Pictures in the data below are not part of the copy; transcribe everything else exactly.
▼
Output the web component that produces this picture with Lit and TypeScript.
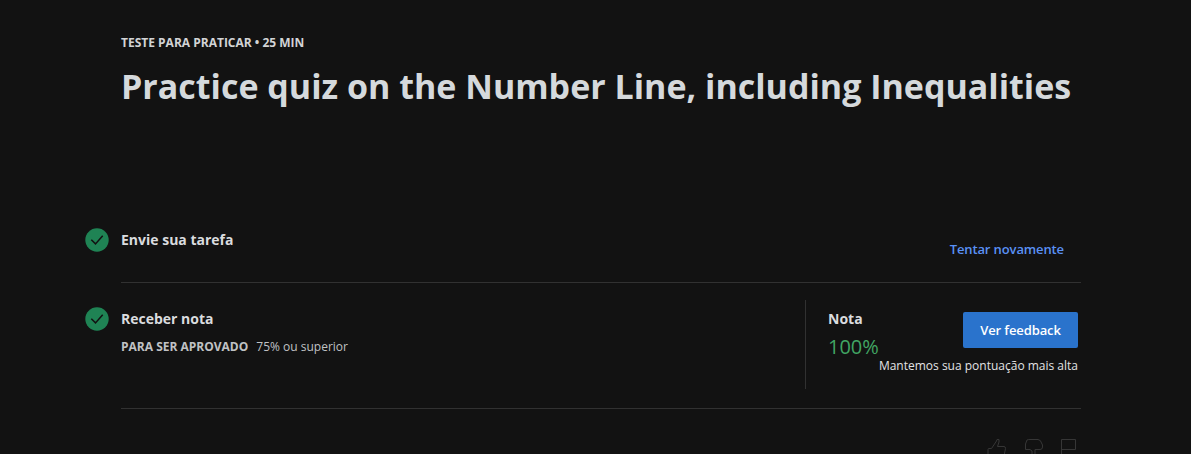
import { LitElement, html, css, svg } from "lit";
import { customElement } from "lit/decorators.js";

@customElement("app-root")
export class AppRoot extends LitElement {
  static styles = css`
    :host { display: block; box-sizing: border-box; width: 1191px; height: 454px; overflow: hidden; background: #121212; color: #dadcdf; font-family: "Open Sans", sans-serif; padding: 34px 110px 0 85px; }
    .head { padding-left: 36px; height: 190px; box-sizing: border-box; }
    .kicker { font-size: 12px; font-weight: 700; line-height: 18px; color: #d2d4d6; white-space: nowrap; }
    h1 { margin: 10px 0 0; font-size: 34px; line-height: 48px; font-weight: 700; white-space: nowrap; color: #d5d9dc; }
    .row { display: flex; }
    .mark { width: 36px; flex: none; }
    .mark svg { display: block; margin-top: 4px; }
    .body { width: 960px; box-sizing: border-box; display: flex; justify-content: space-between; border-bottom: 1px solid #313131; }
    .first .body { height: 59px; }
    .second { padding-top: 17px; }
    .second .mark { padding-top: 3px; }
    .second .body { height: 109px; }
    .title { font-size: 14px; font-weight: 700; line-height: 20px; }
    .first .title { margin-top: 6px; }
    .second .title { margin-top: 9px; }
    .retry { font-size: 13px; font-weight: 600; letter-spacing: -0.12px; line-height: 20px; color: #5a91f5; margin: 15px 17px 0 0; white-space: nowrap; }
    .pass { display: flex; gap: 8px; font-size: 12px; line-height: 18px; margin-top: 9px; color: #c0c2c4; }
    .grade { display: flex; width: 276px; height: 89px; box-sizing: border-box; border-left: 1px solid #313131; padding-left: 22px; }
    .score { font-size: 20px; line-height: 26px; margin-top: 5px; color: #41a563; }
    .value { width: 51px; flex: none; }
    .side { display: flex; flex-direction: column; align-items: flex-end; width: 199px; padding-top: 12px; }
    button { width: 115px; height: 36px; border: 0; border-radius: 2px; padding: 0; background: #2a73cc; color: #fff; font: 600 13px/36px "Open Sans", sans-serif; letter-spacing: -0.12px; }
    .note { font-size: 12px; line-height: 18px; margin-top: 9px; white-space: nowrap; color: #e2e3e4; }
    .tools { display: flex; gap: 17px; padding: 29px 0 0 902px; }
    .tools svg { display: block; }
    .tools svg:last-child { margin-left: -2px; }
  `;
  private check() {
    return html`<svg width="24" height="24" viewBox="0 0 24 24"><circle cx="12" cy="12" r="11.7" fill="#1f8354"/><path d="M6.3 11.7l4.2 4.2 7.2-8.1" fill="none" stroke="#121212" stroke-width="1.5"/></svg>`;
  }
  private icon(d: string) {
    return html`<svg width="20" height="20" viewBox="0 0 20 20" fill="none" stroke="#363636" stroke-width="1">${svg`<path d=${d}></path>`}</svg>`;
  }
  render() {
    return html`
      <header class="head"><div class="kicker">TESTE PARA PRATICAR • 25 MIN</div><h1>Practice quiz on the Number Line, including Inequalities</h1></header>
      <section class="row first"><div class="mark">${this.check()}</div><div class="body"><div class="title">Envie sua tarefa</div><div class="retry">Tentar novamente</div></div></section>
      <section class="row second"><div class="mark">${this.check()}</div><div class="body">
        <div><div class="title">Receber nota</div><div class="pass"><b>PARA SER APROVADO</b><span>75% ou superior</span></div></div>
        <div class="grade"><div class="value"><div class="title">Nota</div><div class="score">100%</div></div><div class="side"><button>Ver feedback</button><div class="note">Mantemos sua pontuação mais alta</div></div></div>
      </div></section>
      <footer class="tools">
        ${this.icon("M1 18V11.5Q1 10.5 2 10.5H4.5L9.5 3L10 1.5H12V4L10.5 8.5H17Q18.5 8.5 18.5 10.5L17 18H6L4.5 17H1Z")}
        ${this.icon("M3 2Q4 1.5 6 1.5H14Q17 2 17.5 5L18.5 7V9Q18.5 11.5 16 11.5H11V16Q11 18 9.5 18T8 16V13L6 11.5H1.5V6Z")}
        ${this.icon("M2.5 20V1.5H16.5V11.5H2.5")}
      </footer>`;
  }
}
▲
The output:
Output the web component that produces this picture with Lit and TypeScript.
import { LitElement, html, css, svg } from "lit";
import { customElement } from "lit/decorators.js";

@customElement("app-root")
export class AppRoot extends LitElement {
  static styles = css`
    :host { display: block; box-sizing: border-box; width: 1191px; height: 454px; overflow: hidden; background: #121212; color: #dadcdf; font-family: "Open Sans", sans-serif; padding: 34px 110px 0 85px; }
    .head { padding-left: 36px; height: 190px; box-sizing: border-box; }
    .kicker { font-size: 12px; font-weight: 700; line-height: 18px; color: #d2d4d6; white-space: nowrap; }
    h1 { margin: 10px 0 0; font-size: 34px; line-height: 48px; font-weight: 700; white-space: nowrap; color: #d5d9dc; }
    .row { display: flex; }
    .mark { width: 36px; flex: none; }
    .mark svg { display: block; margin-top: 4px; }
    .body { width: 960px; box-sizing: border-box; display: flex; justify-content: space-between; border-bottom: 1px solid #313131; }
    .first .body { height: 59px; }
    .second { padding-top: 17px; }
    .second .mark { padding-top: 3px; }
    .second .body { height: 109px; }
    .title { font-size: 14px; font-weight: 700; line-height: 20px; }
    .first .title { margin-top: 6px; }
    .second .title { margin-top: 9px; }
    .retry { font-size: 13px; font-weight: 600; letter-spacing: -0.12px; line-height: 20px; color: #5a91f5; margin: 15px 17px 0 0; white-space: nowrap; }
    .pass { display: flex; gap: 8px; font-size: 12px; line-height: 18px; margin-top: 9px; color: #c0c2c4; }
    .grade { display: flex; width: 276px; height: 89px; box-sizing: border-box; border-left: 1px solid #313131; padding-left: 22px; }
    .score { font-size: 20px; line-height: 26px; margin-top: 5px; color: #41a563; }
    .value { width: 51px; flex: none; }
    .side { display: flex; flex-direction: column; align-items: flex-end; width: 199px; padding-top: 12px; }
    button { width: 115px; height: 36px; border: 0; border-radius: 2px; padding: 0; background: #2a73cc; color: #fff; font: 600 13px/36px "Open Sans", sans-serif; letter-spacing: -0.12px; }
    .note { font-size: 12px; line-height: 18px; margin-top: 9px; white-space: nowrap; color: #e2e3e4; }
    .tools { display: flex; gap: 17px; padding: 29px 0 0 902px; }
    .tools svg { display: block; }
    .tools svg:last-child { margin-left: -2px; }
  `;
  private check() {
    return html`<svg width="24" height="24" viewBox="0 0 24 24"><circle cx="12" cy="12" r="11.7" fill="#1f8354"/><path d="M6.3 11.7l4.2 4.2 7.2-8.1" fill="none" stroke="#121212" stroke-width="1.5"/></svg>`;
  }
  private icon(d: string) {
    return html`<svg width="20" height="20" viewBox="0 0 20 20" fill="none" stroke="#363636" stroke-width="1">${svg`<path d=${d}></path>`}</svg>`;
  }
  render() {
    return html`
      <header class="head"><div class="kicker">TESTE PARA PRATICAR • 25 MIN</div><h1>Practice quiz on the Number Line, including Inequalities</h1></header>
      <section class="row first"><div class="mark">${this.check()}</div><div class="body"><div class="title">Envie sua tarefa</div><div class="retry">Tentar novamente</div></div></section>
      <section class="row second"><div class="mark">${this.check()}</div><div class="body">
        <div><div class="title">Receber nota</div><div class="pass"><b>PARA SER APROVADO</b><span>75% ou superior</span></div></div>
        <div class="grade"><div class="value"><div class="title">Nota</div><div class="score">100%</div></div><div class="side"><button>Ver feedback</button><div class="note">Mantemos sua pontuação mais alta</div></div></div>
      </div></section>
      <footer class="tools">
        ${this.icon("M1 18V11.5Q1 10.5 2 10.5H4.5L9.5 3L10 1.5H12V4L10.5 8.5H17Q18.5 8.5 18.5 10.5L17 18H6L4.5 17H1Z")}
        ${this.icon("M3 2Q4 1.5 6 1.5H14Q17 2 17.5 5L18.5 7V9Q18.5 11.5 16 11.5H11V16Q11 18 9.5 18T8 16V13L6 11.5H1.5V6Z")}
        ${this.icon("M2.5 20V1.5H16.5V11.5H2.5")}
      </footer>`;
  }
}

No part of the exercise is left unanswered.